歌謡界は「お座敷小唄」「夜明けのうた」「東京五輪音頭」「幸せなら手をたたこう」などが歌われ、長崎ものは10曲出たものの低調でした。


【昭和40年(1965)】 全9曲から7曲
No. 曲 名 歌 手 作 詞 作 曲
1 ? 長崎の恋 原耕二 北条密男 下村耕史
2 ? 長崎物語 千葉百合子 梅木三郎 佐々木俊一
3 4 長崎の夢の夜 曽根史郎 木賊大次郎 小畑実
4 5 オランダ坂をのぼろう デュークエイセス 永六輔 いずみたく
5 6 島原を後に 美空ひばり 石本美由起 遠藤実
6 6 ふるさとの空の下で 丸山明宏 丸山明宏 丸山明宏
7 8 長崎の眸 小島弘 宮川哲夫 吉田忠正
※ほかに「九十九島恋しや」「玄界灘」。

●主な出来事

1月=五島有川町出身の佐田の山が横綱に昇進。
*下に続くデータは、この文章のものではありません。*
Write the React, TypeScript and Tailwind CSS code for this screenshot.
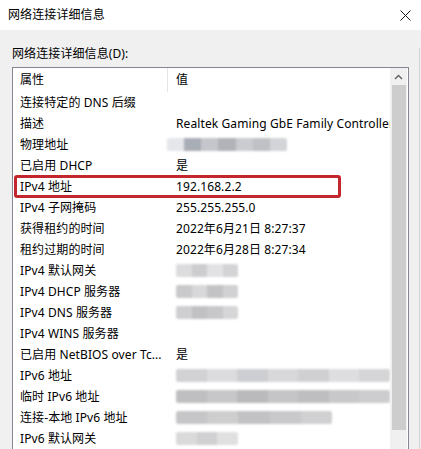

2月=米軍機がベトナムで北爆開始。6月=福岡県山野炭砿爆発事故、死者237人。日韓基本条約と関係協定に調印、日韓水域での安全操業が確立。10月=朝長振一郎博士にノーベル物理学賞。県内では4月=水不足の長崎市に8日、陸上自衛隊給水派遣隊到着、18日まで高台地区へ配水活動。9日、日鉄伊王島鉱でガス爆発、死者30人、負傷者15人。5月=長崎大学紛争で警官隊200人が学内へ。7月=集中豪雨、長崎市千歳町、神ノ島町でがけ崩れ、合わせて12人死亡、12人重軽傷。9月=長崎市議会が水道料値上げ審議で警官の出動を要請。


「ヨイトマケの唄」とカップリングした
「ふるさとの空の下で」の
レコード・ジャケット

この年、戦後最大の証券不況、消費者物価上昇も問題化。経済不況は国税収入の大幅減収をもたらし地方財政も窮乏しました。世相ではミニスカートが登場。ピンク映画がはんらん。モンキーダンスの流行、エレキブームもこの年でした。
歌は「愛して愛して愛しちゃったのよ」「柔」「まつの木小唄」など。長崎ものは、デュークエイセス、美空ひばり、丸山明宏らの歌が話題になったものの、ヒットまでには至りませんでした。